The rule states that any portion of PPP loans received because of “excess loan amount errors” must be repaid. However, the letter noted that PPP was established to provide fully guaranteed, forgivable loans to small businesses to meet payroll costs during the pandemic.

In addition, the letter points to the rapidly changing nature of PPP rules combined with many other factors leading to how “the smallest businesses, which are the least likely to have access to attorneys or accountants, would make good faith loan amount miscalculations.” The SBA estimates there are 304,384 PPP loans with excess loan amount errors of $3.775 billion - an average excess loan amount of $12,403.

The letter asks the SBA whether the agency can make these “excess loan amount errors” forgivable, or if a statutory change is needed. It concluded by stating that making these excess loan amounts forgivable “would represent the federal government making good on its promise to America’s small businesses that they’d receive full PPP loan forgiveness if loans were spent on forgivable uses. This would allow us to bring much-needed fairness to the final stage of PPP and ensure an equitable economic recovery from the pandemic.”

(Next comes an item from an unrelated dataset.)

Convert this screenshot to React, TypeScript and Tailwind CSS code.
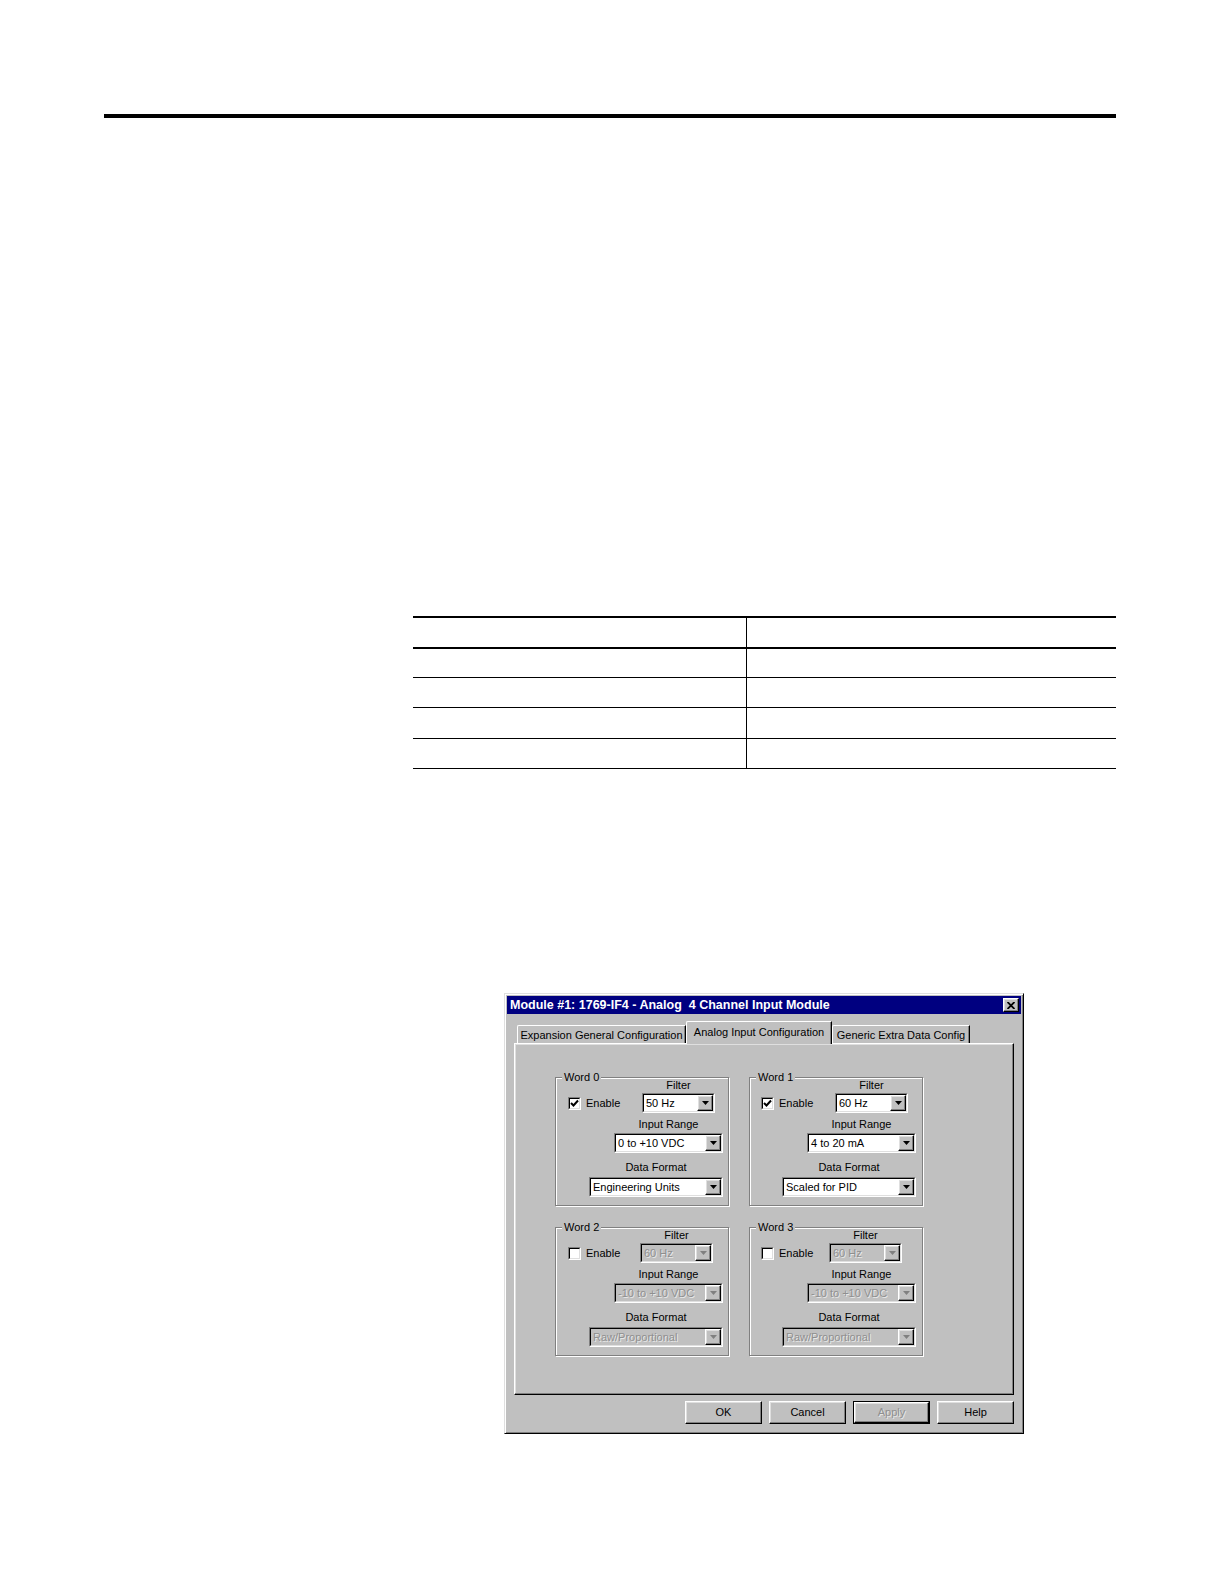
import React from "react";

const raised =
  "border border-t-white border-l-white border-b-black border-r-black shadow-[inset_-1px_-1px_0_#808080,inset_1px_1px_0_#dfdfdf]";

function Arrow({ disabled }: { disabled?: boolean }) {
  return (
    <div className={`w-[16px] h-full bg-[#c0c0c0] flex items-center justify-center ${raised}`}>
      <svg width="7" height="4" viewBox="0 0 7 4">
        <polygon points="0,0 7,0 3.5,4" fill={disabled ? "#808080" : "#000"} />
      </svg>
    </div>
  );
}

function Combo({ w, text, disabled }: { w: string; text: string; disabled?: boolean }) {
  return (
    <div className={`${w} h-[20px] flex border border-t-[#808080] border-l-[#808080] border-b-white border-r-white`}>
      <div
        className={`flex-1 flex border border-t-black border-l-black border-b-[#dfdfdf] border-r-[#dfdfdf] ${
          disabled ? "bg-[#c0c0c0]" : "bg-white"
        }`}
      >
        <div
          className={`flex-1 pl-[2px] text-[11px] leading-[16px] whitespace-nowrap overflow-hidden ${
            disabled ? "text-[#8f8f8f] [text-shadow:1px_1px_0_#e8e8e8]" : "text-black"
          }`}
        >
          {text}
        </div>
        <Arrow disabled={disabled} />
      </div>
    </div>
  );
}

function CheckBox({ checked }: { checked: boolean }) {
  return (
    <div className="w-[13px] h-[13px] border border-t-[#808080] border-l-[#808080] border-b-white border-r-white">
      <div className="w-full h-full bg-white border border-t-black border-l-black border-b-[#dfdfdf] border-r-[#dfdfdf] flex items-center justify-center">
        {checked && (
          <svg width="9" height="9" viewBox="0 0 9 9">
            <polyline points="1,4 3.5,6.5 8,1.5" fill="none" stroke="#000" strokeWidth="2" />
          </svg>
        )}
      </div>
    </div>
  );
}

type GroupProps = {
  title: string;
  checked: boolean;
  disabled?: boolean;
  filter: string;
  range: string;
  format: string;
  filterMr: string;
  restMr: string;
  checkMl: string;
};

function Group(p: GroupProps) {
  return (
    <div className="relative w-[174px] h-[129px] border border-[#808080] shadow-[1px_1px_0_#ffffff,inset_1px_1px_0_#ffffff] flex flex-col pt-[1px]">
      <span className="absolute -top-[8px] left-[6px] px-[2px] bg-[#c0c0c0] text-[11px] leading-[14px] text-black">
        {p.title}
      </span>
      <div className="flex items-end justify-between">
        <div className={`${p.checkMl} h-[20px] flex items-center gap-[5px]`}>
          <CheckBox checked={p.checked} />
          <span className="text-[11px] leading-[14px]">Enable</span>
        </div>
        <div className={`flex flex-col items-center ${p.filterMr}`}>
          <span className="text-[11px] leading-[12px] mb-[2px]">Filter</span>
          <Combo w="w-[73px]" text={p.filter} disabled={p.disabled} />
        </div>
      </div>
      <div className={`self-end flex flex-col items-center mt-[4px] ${p.restMr}`}>
        <span className="text-[11px] leading-[14px] mb-[2px]">Input Range</span>
        <Combo w="w-[109px]" text={p.range} disabled={p.disabled} />
      </div>
      <div className={`self-end flex flex-col items-center mt-[7px] ${p.restMr}`}>
        <span className="text-[11px] leading-[14px] mb-[3px]">Data Format</span>
        <Combo w="w-[134px]" text={p.format} disabled={p.disabled} />
      </div>
    </div>
  );
}

function Tab({ label, w, active }: { label: string; w: string; active?: boolean }) {
  if (active) {
    return (
      <div
        className={`${w} h-[23px] -mb-[1px] relative z-10 bg-[#c0c0c0] border-t border-l border-t-white border-l-white border-r border-r-black shadow-[inset_-1px_0_0_#808080] rounded-tl-[2px] flex items-start justify-center pt-[3px] text-[11px] leading-[14px]`}
      >
        {label}
      </div>
    );
  }
  return (
    <div
      className={`${w} h-[18px] bg-[#c0c0c0] border-t border-l border-t-white border-l-white border-r border-r-black shadow-[inset_-1px_0_0_#808080] rounded-tl-[2px] flex items-start justify-center pt-[2px] text-[11px] leading-[14px]`}
    >
      {label}
    </div>
  );
}

function Button({ label, disabled, outlined }: { label: string; disabled?: boolean; outlined?: boolean }) {
  const inner = (
    <div
      className={`w-full h-full bg-[#c0c0c0] flex items-center justify-center text-[11px] ${raised} ${
        disabled ? "text-[#8f8f8f] [text-shadow:1px_1px_0_#e8e8e8]" : "text-black"
      }`}
    >
      {label}
    </div>
  );
  if (outlined) {
    return <div className="w-[77px] h-[23px] border border-black">{inner}</div>;
  }
  return <div className="w-[77px] h-[23px]">{inner}</div>;
}

export default function App() {
  return (
    <div className="w-[1224px] h-[1584px] bg-white overflow-hidden flex flex-col font-['Liberation_Sans',Arial,sans-serif] text-black">
      <div className="mt-[114px] ml-[104px] w-[1012px] h-[4px] bg-black" />

      <div className="mt-[498px] ml-[413px] w-[703px] border-t-2 border-black">
        <div className="grid grid-cols-[334px_1fr] h-[31px] border-b-2 border-black">
          <div className="border-r border-black" />
          <div />
        </div>
        <div className="grid grid-cols-[334px_1fr] h-[29px] border-b border-black">
          <div className="border-r border-black" />
          <div />
        </div>
        <div className="grid grid-cols-[334px_1fr] h-[30px] border-b border-black">
          <div className="border-r border-black" />
          <div />
        </div>
        <div className="grid grid-cols-[334px_1fr] h-[31px] border-b border-black">
          <div className="border-r border-black" />
          <div />
        </div>
        <div className="grid grid-cols-[334px_1fr] h-[30px] border-b border-black">
          <div className="border-r border-black" />
          <div />
        </div>
      </div>

      <div className="mt-[224px] ml-[504px] w-[520px] h-[441px] bg-[#c0c0c0] border border-t-[#dfdfdf] border-l-[#dfdfdf] border-b-black border-r-black shadow-[inset_1px_1px_0_#ffffff,inset_-1px_-1px_0_#808080] p-[2px] flex flex-col">
        <div className="h-[18px] bg-[#000080] flex items-center justify-between pl-[3px] pr-[2px]">
          <span className="text-white font-bold text-[12.5px] leading-[14px] whitespace-pre">
            Module #1: 1769-IF4 - Analog  4 Channel Input Module
          </span>
          <div className={`w-[16px] h-[14px] bg-[#c0c0c0] flex items-center justify-center ${raised}`}>
            <svg width="8" height="7" viewBox="0 0 8 7">
              <path d="M0.5 0 L7.5 7 M7.5 0 L0.5 7" stroke="#000" strokeWidth="1.8" />
            </svg>
          </div>
        </div>

        <div className="px-[7px] flex flex-col">
          <div className="mt-[7px] h-[22px] flex items-end pl-[3px]">
            <Tab label="Expansion General Configuration" w="w-[169px]" />
            <Tab label="Analog Input Configuration" w="w-[146px]" active />
            <Tab label="Generic Extra Data Config" w="w-[138px]" />
          </div>
          <div className="h-[352px] border border-t-white border-l-white border-b-black border-r-black shadow-[inset_-1px_-1px_0_#808080,inset_1px_1px_0_#dfdfdf] pl-[40px] pt-[33px]">
            <div className="grid grid-cols-[174px_174px] gap-x-[20px] gap-y-[21px]">
              <Group
                title="Word 0"
                checked
                filter="50 Hz"
                range="0 to +10 VDC"
                format="Engineering Units"
                filterMr="mr-[13px]"
                restMr="mr-[5px]"
                checkMl="ml-[12px]"
              />
              <Group
                title="Word 1"
                checked
                filter="60 Hz"
                range="4 to 20 mA"
                format="Scaled for PID"
                filterMr="mr-[14px]"
                restMr="mr-[6px]"
                checkMl="ml-[11px]"
              />
              <Group
                title="Word 2"
                checked={false}
                disabled
                filter="60 Hz"
                range="-10 to +10 VDC"
                format="Raw/Proportional"
                filterMr="mr-[15px]"
                restMr="mr-[5px]"
                checkMl="ml-[12px]"
              />
              <Group
                title="Word 3"
                checked={false}
                disabled
                filter="60 Hz"
                range="-10 to +10 VDC"
                format="Raw/Proportional"
                filterMr="mr-[20px]"
                restMr="mr-[6px]"
                checkMl="ml-[11px]"
              />
            </div>
          </div>
          <div className="mt-[6px] flex justify-end gap-[7px]">
            <Button label="OK" />
            <Button label="Cancel" />
            <Button label="Apply" disabled outlined />
            <Button label="Help" />
          </div>
        </div>
      </div>
    </div>
  );
}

“NAFCU thanks Representative Houlahan and the other signers of the letter for their leadership in urging the SBA to revisit the ‘Good Faith Error’ rule and their ability to provide relief,” said NAFCU President and CEO Dan Berger. “As America’s small businesses, and the small financial institutions like credit unions that support them, continue to recover from the pandemic, they deserve a fair opportunity for equitable economic recovery originally promised by the SBA under the paycheck protection program, and not punishment for unintended errors.”

NAFCU discussed the PPP with the SBA in June and wrote to the House Small Business Committee on the topic in March.

The association will continue to engage Congress, the SBA, and federal financial regulators to advocate on behalf of credit unions.